Most Interesting

As one who has pondered the question why so many would follow a figure like Donald Trump I found this analysis most interesting and pass it along for your consideration. It is important, I think, for us to understand the “Trump Phenomenon” as I have called it, since it seems we are now playing a totally different political game. The rules have changed and new players have emerged, many of them rather frightening.

In June, not long after Donald Trump wrapped up the Republican nomination, an unusual book by a first-time author named J.D. Vance entered the national conversation. Hillbilly Elegy was, in part, a captivating memoir — of an Appalachian childhood in an impoverished family he describes (with some exceptions) as shiftless and dysfunctional, and his improbable escape to Yale Law School and a business career in Silicon Valley. But it was also an exercise in explaining the milieu in which he was raised to the people who were now his peers — to whom a poor white boy from Kentucky is a being almost as exotic as (and considerably less sympathetic than) a Somali herdsman or a Bolivian peasant. And as one result, Vance has become the go-to source to answer the question that has echoed at cocktail parties all year from East Hampton to West Hollywood: What do those people see in Donald Trump?

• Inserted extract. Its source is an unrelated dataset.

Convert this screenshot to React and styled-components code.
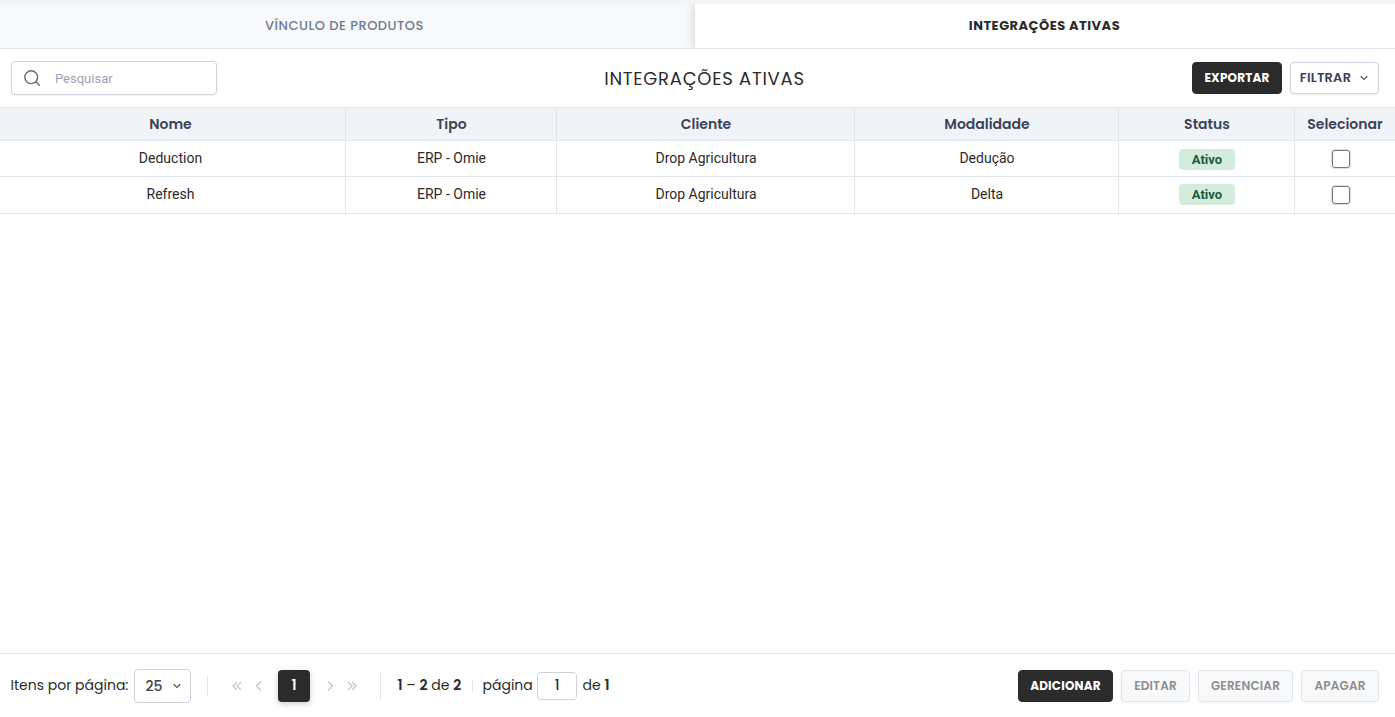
import React, { useState, useCallback } from 'react'
import styled, { createGlobalStyle, css } from 'styled-components'

const GlobalStyle = createGlobalStyle`
  * {
    box-sizing: border-box;
  }
  body {
    margin: 0;
    background: #fff;
    color: #2b2b2b;
    font-family: Roboto, sans-serif;
  }
`

const heading = css`
  font-family: Poppins, Inter, sans-serif;
`

const Page = styled.div`
  display: flex;
  flex-direction: column;
  height: 100vh;
  overflow: hidden;
  border-top: 4px solid #f3f4f6;
`

const Tabs = styled.div`
  display: flex;
  height: 45px;
  overflow: hidden;
  border-bottom: 1px solid #dfe5ee;
`

const Tab = styled.button`
  ${heading}
  flex: 0 0 ${props => props.$width}px;
  border: 0;
  padding: 0 ${props => props.$active ? 1 : 6}px 0 0;
  font-size: 13px;
  font-weight: ${props => props.$active ? 700 : 500};
  letter-spacing: .5px;
  color: ${props => props.$active ? '#2b2b2b' : '#6b7a90'};
  background: ${props => props.$active ? '#fff' : '#f8f9fb'};
  box-shadow: ${props => props.$active ? '0 0 10px rgba(0, 0, 0, .2)' : 'none'};
`

const Toolbar = styled.div`
  display: flex;
  align-items: center;
  height: 58px;
  padding: 0 16px 0 11px;
`

const Search = styled.label`
  display: flex;
  align-items: center;
  width: 206px;
  height: 34px;
  padding-left: 12px;
  border: 1px solid #d1d1db;
  border-radius: 4px;
  box-shadow: 0 1px 2px rgba(0, 0, 0, .05);

  input {
    width: 140px;
    margin-left: 14px;
    padding: 0;
    border: 0;
    outline: 0;
    font: 13px Roboto, sans-serif;
  }
  input::placeholder {
    color: #9ca3af;
  }
`

const Title = styled.h1`
  ${heading}
  flex: 1;
  margin: 0;
  padding-top: 1px;
  text-align: center;
  font-size: 18px;
  font-weight: 400;
  letter-spacing: .75px;
`

const Actions = styled.div`
  display: flex;
  gap: 8px;
`

const variants = {
  primary: css`
    color: #fff;
    background: #2b2b2b;
    border-color: #2b2b2b;
    font-weight: 700;
  `,
  outline: css`
    color: #3b4357;
    background: #fff;
    border-color: #d4d4dd;
    font-weight: 600;
    box-shadow: 0 1px 3px rgba(0, 0, 0, .08);
  `,
  disabled: css`
    color: #8d8d8d;
    background: #f8f9fb;
    border-color: #e0e6f0;
    font-weight: 600;
    box-shadow: 0 1px 3px rgba(0, 0, 0, .04);
  `
}

const Button = styled.button`
  ${heading}
  display: flex;
  align-items: center;
  justify-content: center;
  width: ${props => props.$width}px;
  height: 32px;
  padding: 0;
  border: 1px solid;
  border-radius: 4px;
  font-size: ${props => props.$size || 12}px;
  letter-spacing: .2px;
  white-space: nowrap;
  ${props => variants[props.$variant]}

  svg {
    margin: 0 0 0 8px;
  }
`

const Table = styled.table`
  width: 100%;
  table-layout: fixed;
  border-collapse: separate;
  border-spacing: 0;
  border-top: 1px solid #e2e6ee;

  th, td {
    padding: 0;
    text-align: center;
    border-right: 1px solid #e2e5eb;
    border-bottom: 1px solid #e2e5eb;
  }
  th:last-child, td:last-child {
    border-right: 0;
  }
  th:first-child, td:first-child {
    padding-right: 4px;
  }
`

const HeadCell = styled.th`
  ${heading}
  width: ${props => props.$width}px;
  height: 33px;
  font-size: 14px;
  font-weight: 600;
  color: #3b4357;
  background: #f0f3f8;

  &:not(:first-child):not(:last-child) {
    padding-left: 1px;
  }
`

const Row = styled.tr`
  height: ${props => props.$height}px;
  font-size: 14px;

  td {
    padding-bottom: ${props => props.$height - 35}px;
    line-height: 20px;
  }
  td:not(:first-child) {
    padding-left: 1px;
  }
`

const Badge = styled.span`
  display: block;
  width: 56px;
  height: 21px;
  margin: ${props => props.$top}px auto 0;
  border-radius: 4px;
  font-size: 13px;
  font-weight: 700;
  line-height: 21px;
  color: #1d5b40;
  background: #d3ecdb;
`

const Checkbox = styled.input`
  appearance: none;
  display: block;
  width: 18px;
  height: 18px;
  margin: 1px auto 0;
  border: 1px solid #777;
  border-radius: 3px;
  box-shadow: 0 0 0 1px rgba(0, 0, 0, .13);

  &:checked {
    background: #2b2b2b;
  }
`

const CheckCell = styled.td`
  && {
    padding-right: 9px;
  }
`

const Footer = styled.footer`
  ${heading}
  display: flex;
  align-items: center;
  justify-content: space-between;
  height: 64px;
  margin-top: auto;
  padding: 1px 16px 0 10px;
  border-top: 1px solid #e2e5eb;
  font-size: 14px;
`

const Pagination = styled.div`
  display: flex;
  align-items: center;
  white-space: nowrap;
`

const Label = styled.span`
  width: ${props => props.$width}px;
  padding: 0 0 1px .5px;

  b {
    font-weight: 600;
  }
`

const PageSize = styled.button`
  ${heading}
  display: flex;
  align-items: center;
  justify-content: space-between;
  width: 57px;
  height: 34px;
  margin-left: 5px;
  padding: 0 8px 0 10.5px;
  border: 1px solid #d1d1db;
  border-radius: 4px;
  background: #fff;
  color: #3b4357;
  font-size: 14px;
  font-weight: 500;
`

const Divider = styled.span`
  width: 1px;
  height: ${props => props.$height}px;
  margin: 0 ${props => props.$right}px 0 ${props => props.$left}px;
  background: #dfe5ee;
`

const Arrow = styled.button`
  display: flex;
  justify-content: center;
  width: 22px;
  padding: 0;
  border: 0;
  background: none;
  color: #c9c9c9;
`

const CurrentPage = styled.span`
  width: 32px;
  height: 32px;
  margin: 0 9px 0 8px;
  border-radius: 4px;
  text-align: center;
  font-weight: 600;
  line-height: 31px;
  color: #fff;
  background: #2b2b2b;
  box-shadow: 0 2px 6px rgba(0, 0, 0, .2);
`

const PageInput = styled.input`
  ${heading}
  width: 40px;
  height: 28px;
  margin: 0 5px;
  padding: 0;
  border: 1px solid #d1d1db;
  border-radius: 4px;
  text-align: center;
  font-size: 13.5px;
  font-weight: 500;
  color: #2b2b2b;
`

const SearchIcon = () => (
  <svg width="17" height="17" viewBox="0 0 17 17" fill="none" stroke="#6b6b6b" strokeWidth="1.4" strokeLinecap="round">
    <circle cx="7.2" cy="7.2" r="6.4"/>
    <path d="M11.8 11.8L15.3 15.3"/>
  </svg>
)

const ChevronDown = () => (
  <svg width="10" height="10" viewBox="0 0 10 10" fill="none" stroke="#555" strokeWidth="1.2">
    <path d="M1.7 3.3L5 6.5L8.3 3.3"/>
  </svg>
)

const Chevron = ({double, flip}) => (
  <svg width="10" height="12" viewBox="0 0 10 12" fill="none" stroke="currentColor" strokeWidth="1.4" transform={flip ? 'scale(-1 1)' : undefined}>
    {double
      ? <path d="M5 2L1 6L5 10M9 2L5 6L9 10"/>
      : <path d="M7 1.5L2.5 6L7 10.5"/>}
  </svg>
)

const columns = [
  { name: 'Nome', width: 346 },
  { name: 'Tipo', width: 211 },
  { name: 'Cliente', width: 298 },
  { name: 'Modalidade', width: 264 },
  { name: 'Status', width: 176 },
  { name: 'Selecionar', width: 100 }
]

const rows = [
  { nome: 'Deduction', tipo: 'ERP - Omie', cliente: 'Drop Agricultura', modalidade: 'Dedução', height: 36, badgeTop: 2 },
  { nome: 'Refresh', tipo: 'ERP - Omie', cliente: 'Drop Agricultura', modalidade: 'Delta', height: 37, badgeTop: 0 }
]

const App = () => {
  const [selected, setSelected] = useState([])
  const toggle = useCallback(nome => {
    setSelected(list => list.includes(nome) ? list.filter(n => n !== nome) : [...list, nome])
  }, [setSelected])

  return (
    <Page>
      <GlobalStyle/>
      <Tabs>
        <Tab $width={695}>VÍNCULO DE PRODUTOS</Tab>
        <Tab $width={700} $active>INTEGRAÇÕES ATIVAS</Tab>
      </Tabs>

      <Toolbar>
        <Search>
          <SearchIcon/>
          <input placeholder="Pesquisar"/>
        </Search>
        <Title>INTEGRAÇÕES ATIVAS</Title>
        <Actions>
          <Button $variant="primary" $width={90}>EXPORTAR</Button>
          <Button $variant="outline" $width={89} $size={13}>FILTRAR <ChevronDown/></Button>
        </Actions>
      </Toolbar>

      <Table>
        <thead>
          <tr>
            {columns.map(({name, width}) => <HeadCell key={name} $width={width}>{name}</HeadCell>)}
          </tr>
        </thead>
        <tbody>
          {rows.map(row => (
            <Row key={row.nome} $height={row.height}>
              <td>{row.nome}</td>
              <td>{row.tipo}</td>
              <td>{row.cliente}</td>
              <td>{row.modalidade}</td>
              <td><Badge $top={row.badgeTop}>Ativo</Badge></td>
              <CheckCell>
                <Checkbox type="checkbox" checked={selected.includes(row.nome)} onChange={() => toggle(row.nome)}/>
              </CheckCell>
            </Row>
          ))}
        </tbody>
      </Table>

      <Footer>
        <Pagination>
          <Label $width={119}>Itens por página:</Label>
          <PageSize>25 <ChevronDown/></PageSize>
          <Divider $height={20} $left={16} $right={18}/>
          <Arrow><Chevron double/></Arrow>
          <Arrow><Chevron/></Arrow>
          <CurrentPage>1</CurrentPage>
          <Arrow><Chevron flip/></Arrow>
          <Arrow><Chevron double flip/></Arrow>
          <Divider $height={28} $left={17} $right={16}/>
          <Label $width={66}><b>1</b> – <b>2</b> de <b>2</b></Label>
          <Divider $height={12} $left={9} $right={9}/>
          <Label $width={50}>página</Label>
          <PageInput defaultValue="1"/>
          <Label $width={27}>de <b>1</b></Label>
        </Pagination>
        <Actions>
          <Button $variant="primary" $width={95}>ADICIONAR</Button>
          <Button $variant="disabled" $width={69}>EDITAR</Button>
          <Button $variant="disabled" $width={95}>GERENCIAR</Button>
          <Button $variant="disabled" $width={78}>APAGAR</Button>
        </Actions>
      </Footer>
    </Page>
  )
}

export default App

And the answer is, they see a reflection of their own rage at a privileged world that is leaving them behind, that sneers at their parochial loyalties, their lack of education and refusal to take part in the global rat race. Disputing much of the commentary on the 2016 election, Vance told Yahoo News, “I resist the idea that this is a reaction to economic dislocation. What’s really going on is if you take rising rates of divorce and the heroin epidemic and everything else, there’s this sense of malaise. … Trump is the first person to recognize that there’s a lot of opportunity to exploit people’s frustration and sense of alienation.”

This message defies traditional left-right analysis: Vance is equally dismissive of the economic determinism of liberals and the “culture of poverty” rhetoric from the right, usually directed at minority families in big cities. Trump, Vance has written, brings out the worst in both sides; he “inflames the tribalism of the Right” and “encourages the worst impulses of the Left.”

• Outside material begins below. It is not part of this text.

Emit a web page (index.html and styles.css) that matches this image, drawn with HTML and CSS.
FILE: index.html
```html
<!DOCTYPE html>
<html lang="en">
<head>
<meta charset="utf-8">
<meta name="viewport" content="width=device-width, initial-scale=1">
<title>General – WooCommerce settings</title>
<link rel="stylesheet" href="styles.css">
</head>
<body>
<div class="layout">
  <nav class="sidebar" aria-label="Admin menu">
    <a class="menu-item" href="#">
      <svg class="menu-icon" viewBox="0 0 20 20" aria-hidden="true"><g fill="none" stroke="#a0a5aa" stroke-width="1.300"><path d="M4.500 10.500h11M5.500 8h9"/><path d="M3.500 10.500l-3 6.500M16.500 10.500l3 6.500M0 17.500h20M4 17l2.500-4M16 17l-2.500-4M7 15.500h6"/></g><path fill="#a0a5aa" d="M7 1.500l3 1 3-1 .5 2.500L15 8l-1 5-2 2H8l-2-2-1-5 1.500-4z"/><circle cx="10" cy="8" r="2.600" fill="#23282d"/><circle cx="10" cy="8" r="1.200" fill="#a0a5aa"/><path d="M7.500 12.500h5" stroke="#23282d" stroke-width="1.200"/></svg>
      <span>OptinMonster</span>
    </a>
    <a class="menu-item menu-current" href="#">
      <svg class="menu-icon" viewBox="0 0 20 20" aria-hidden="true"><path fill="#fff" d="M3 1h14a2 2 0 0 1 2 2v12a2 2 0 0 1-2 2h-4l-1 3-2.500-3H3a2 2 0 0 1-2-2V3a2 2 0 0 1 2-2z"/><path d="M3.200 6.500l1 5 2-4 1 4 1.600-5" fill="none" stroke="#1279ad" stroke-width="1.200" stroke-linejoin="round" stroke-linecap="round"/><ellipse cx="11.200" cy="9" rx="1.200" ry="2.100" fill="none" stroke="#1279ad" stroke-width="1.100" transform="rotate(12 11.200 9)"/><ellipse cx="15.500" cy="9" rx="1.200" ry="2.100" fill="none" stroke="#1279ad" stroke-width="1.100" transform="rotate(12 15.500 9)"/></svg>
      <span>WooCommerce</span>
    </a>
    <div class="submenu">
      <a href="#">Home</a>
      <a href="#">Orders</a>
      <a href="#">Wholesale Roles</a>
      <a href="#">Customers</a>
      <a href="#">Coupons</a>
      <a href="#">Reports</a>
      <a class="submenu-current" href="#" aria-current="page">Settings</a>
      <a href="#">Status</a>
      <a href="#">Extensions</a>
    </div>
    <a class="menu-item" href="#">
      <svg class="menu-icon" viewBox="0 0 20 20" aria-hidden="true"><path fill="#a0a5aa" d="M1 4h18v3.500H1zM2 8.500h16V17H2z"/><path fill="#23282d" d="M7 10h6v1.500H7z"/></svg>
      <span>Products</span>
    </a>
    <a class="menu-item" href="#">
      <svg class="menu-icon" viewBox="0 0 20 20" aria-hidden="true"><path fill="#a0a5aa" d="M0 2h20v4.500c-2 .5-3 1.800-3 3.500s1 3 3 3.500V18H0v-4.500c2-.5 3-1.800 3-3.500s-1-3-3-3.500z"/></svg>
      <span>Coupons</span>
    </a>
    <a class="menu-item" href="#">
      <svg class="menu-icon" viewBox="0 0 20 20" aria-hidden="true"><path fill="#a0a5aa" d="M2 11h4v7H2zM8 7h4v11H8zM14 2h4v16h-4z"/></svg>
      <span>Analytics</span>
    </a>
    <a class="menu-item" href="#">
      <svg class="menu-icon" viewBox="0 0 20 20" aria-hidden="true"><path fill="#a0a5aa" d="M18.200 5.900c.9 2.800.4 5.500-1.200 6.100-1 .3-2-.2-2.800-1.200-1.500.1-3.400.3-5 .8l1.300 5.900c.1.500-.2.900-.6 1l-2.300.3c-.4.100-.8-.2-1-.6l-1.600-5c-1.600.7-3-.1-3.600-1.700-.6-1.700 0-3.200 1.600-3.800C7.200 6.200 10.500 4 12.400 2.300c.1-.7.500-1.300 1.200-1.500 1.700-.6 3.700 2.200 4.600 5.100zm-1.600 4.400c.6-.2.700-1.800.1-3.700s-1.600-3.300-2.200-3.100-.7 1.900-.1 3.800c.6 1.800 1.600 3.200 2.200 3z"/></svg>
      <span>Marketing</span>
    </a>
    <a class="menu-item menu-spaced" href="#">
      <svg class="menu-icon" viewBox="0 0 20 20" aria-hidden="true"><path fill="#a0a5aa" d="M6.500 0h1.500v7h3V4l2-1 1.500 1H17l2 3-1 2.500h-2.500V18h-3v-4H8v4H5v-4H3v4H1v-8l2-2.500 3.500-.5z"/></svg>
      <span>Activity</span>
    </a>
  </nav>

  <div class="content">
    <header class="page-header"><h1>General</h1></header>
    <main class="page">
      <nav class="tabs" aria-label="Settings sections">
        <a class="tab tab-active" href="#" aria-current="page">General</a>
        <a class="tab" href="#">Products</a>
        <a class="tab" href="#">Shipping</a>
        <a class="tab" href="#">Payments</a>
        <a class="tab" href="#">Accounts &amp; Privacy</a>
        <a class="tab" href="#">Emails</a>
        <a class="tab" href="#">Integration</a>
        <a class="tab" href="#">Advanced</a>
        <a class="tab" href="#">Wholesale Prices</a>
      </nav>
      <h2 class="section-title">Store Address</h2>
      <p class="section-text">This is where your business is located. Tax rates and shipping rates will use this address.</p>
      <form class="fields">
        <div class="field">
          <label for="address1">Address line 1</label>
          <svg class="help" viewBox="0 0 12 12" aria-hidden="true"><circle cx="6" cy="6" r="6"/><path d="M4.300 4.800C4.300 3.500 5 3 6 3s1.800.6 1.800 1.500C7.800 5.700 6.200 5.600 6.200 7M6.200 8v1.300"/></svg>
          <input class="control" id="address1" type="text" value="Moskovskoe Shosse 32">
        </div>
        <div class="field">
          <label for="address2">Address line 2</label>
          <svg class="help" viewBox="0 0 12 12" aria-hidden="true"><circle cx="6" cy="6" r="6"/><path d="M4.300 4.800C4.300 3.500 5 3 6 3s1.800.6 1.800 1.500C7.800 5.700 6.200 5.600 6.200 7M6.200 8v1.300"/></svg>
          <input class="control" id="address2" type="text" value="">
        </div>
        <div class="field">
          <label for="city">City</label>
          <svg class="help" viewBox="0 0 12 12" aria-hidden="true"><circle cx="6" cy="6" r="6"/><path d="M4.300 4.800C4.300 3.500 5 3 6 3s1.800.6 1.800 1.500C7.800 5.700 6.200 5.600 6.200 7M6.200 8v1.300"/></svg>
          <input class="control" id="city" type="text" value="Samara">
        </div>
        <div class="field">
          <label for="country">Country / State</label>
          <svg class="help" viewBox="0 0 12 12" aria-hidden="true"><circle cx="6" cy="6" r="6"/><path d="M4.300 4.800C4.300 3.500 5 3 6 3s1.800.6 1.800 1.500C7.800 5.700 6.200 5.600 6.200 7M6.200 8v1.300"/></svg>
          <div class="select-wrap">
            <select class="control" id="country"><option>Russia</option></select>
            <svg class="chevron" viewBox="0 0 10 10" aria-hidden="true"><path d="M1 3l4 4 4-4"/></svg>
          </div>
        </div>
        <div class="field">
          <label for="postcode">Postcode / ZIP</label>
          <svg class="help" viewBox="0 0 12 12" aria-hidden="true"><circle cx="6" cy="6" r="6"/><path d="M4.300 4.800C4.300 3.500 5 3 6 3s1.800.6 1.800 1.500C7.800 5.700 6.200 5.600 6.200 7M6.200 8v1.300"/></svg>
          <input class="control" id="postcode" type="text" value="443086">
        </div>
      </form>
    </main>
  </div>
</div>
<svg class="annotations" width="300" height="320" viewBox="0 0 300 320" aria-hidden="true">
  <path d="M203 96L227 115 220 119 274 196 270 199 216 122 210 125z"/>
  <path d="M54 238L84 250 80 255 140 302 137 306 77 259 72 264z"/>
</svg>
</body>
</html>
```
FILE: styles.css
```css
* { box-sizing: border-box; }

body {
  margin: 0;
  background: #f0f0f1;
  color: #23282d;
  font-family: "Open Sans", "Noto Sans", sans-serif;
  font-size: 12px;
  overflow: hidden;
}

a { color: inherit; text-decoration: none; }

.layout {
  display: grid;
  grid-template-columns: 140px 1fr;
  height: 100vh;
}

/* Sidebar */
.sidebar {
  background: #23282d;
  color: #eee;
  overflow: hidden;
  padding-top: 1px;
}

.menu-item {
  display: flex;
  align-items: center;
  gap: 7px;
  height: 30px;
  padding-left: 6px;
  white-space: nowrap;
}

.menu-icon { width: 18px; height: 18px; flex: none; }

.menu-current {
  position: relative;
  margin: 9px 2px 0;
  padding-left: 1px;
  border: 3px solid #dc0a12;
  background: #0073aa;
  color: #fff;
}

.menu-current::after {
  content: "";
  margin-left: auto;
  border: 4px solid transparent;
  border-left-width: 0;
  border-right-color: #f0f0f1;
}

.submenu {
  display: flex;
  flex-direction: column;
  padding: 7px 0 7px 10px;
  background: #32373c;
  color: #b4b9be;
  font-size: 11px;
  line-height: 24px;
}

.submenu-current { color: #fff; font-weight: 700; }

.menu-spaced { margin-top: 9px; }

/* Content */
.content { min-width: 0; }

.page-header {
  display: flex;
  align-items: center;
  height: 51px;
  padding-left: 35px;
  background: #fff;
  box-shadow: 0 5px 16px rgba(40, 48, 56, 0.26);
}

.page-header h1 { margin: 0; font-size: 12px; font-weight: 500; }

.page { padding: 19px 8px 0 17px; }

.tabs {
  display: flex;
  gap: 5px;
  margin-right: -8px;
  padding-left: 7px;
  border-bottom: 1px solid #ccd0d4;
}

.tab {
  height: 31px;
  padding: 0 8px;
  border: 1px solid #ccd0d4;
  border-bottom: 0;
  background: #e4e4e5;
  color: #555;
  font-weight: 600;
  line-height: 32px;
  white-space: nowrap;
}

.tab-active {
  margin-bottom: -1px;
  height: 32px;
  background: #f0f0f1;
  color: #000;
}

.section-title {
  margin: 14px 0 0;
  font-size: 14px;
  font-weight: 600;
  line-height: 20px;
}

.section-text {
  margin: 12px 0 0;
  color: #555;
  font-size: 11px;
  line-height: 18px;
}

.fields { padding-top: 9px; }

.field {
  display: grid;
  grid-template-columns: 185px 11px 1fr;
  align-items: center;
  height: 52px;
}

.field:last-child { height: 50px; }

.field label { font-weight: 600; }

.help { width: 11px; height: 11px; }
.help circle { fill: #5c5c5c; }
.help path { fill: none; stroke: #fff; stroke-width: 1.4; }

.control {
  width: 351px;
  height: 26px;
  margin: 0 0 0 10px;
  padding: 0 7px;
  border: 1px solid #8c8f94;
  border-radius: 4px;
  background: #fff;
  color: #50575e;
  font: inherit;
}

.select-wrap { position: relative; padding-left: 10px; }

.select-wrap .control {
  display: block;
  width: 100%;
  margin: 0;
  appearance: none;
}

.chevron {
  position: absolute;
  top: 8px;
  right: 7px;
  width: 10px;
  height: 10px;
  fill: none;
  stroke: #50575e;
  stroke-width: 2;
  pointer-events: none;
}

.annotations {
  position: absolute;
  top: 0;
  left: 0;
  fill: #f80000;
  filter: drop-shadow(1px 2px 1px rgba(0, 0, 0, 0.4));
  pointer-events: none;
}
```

“My sense is that most of the people that are voting for him at this point — it’s not really about him, it’s [a] cultural protest vote,” he told Yahoo in mid-October. “At the end of the day, we really have two cultures: the culture that I grew up in and the culture I encountered when I went to Yale Law School. My sympathetic view to where I grew up is that it’s not totally unjustified to say the elites of the country are really disconnected from or condescending to the pejorative ‘flyover country.’ It doesn’t give a lot of room for people to switch their vote to Hillary Clinton.” — By Jerry Adler

With all due respect to Mr. Vance there may be a sound reason why the “elites” (among whom I must include myself) have looked down on the “other culture.” They are not only angry and frustrated, they are also armed and dangerous. But, in the end, it is imperative that we try to understand one another if we are to live together and in this regard I thank Mr. Vance for this insight into another world.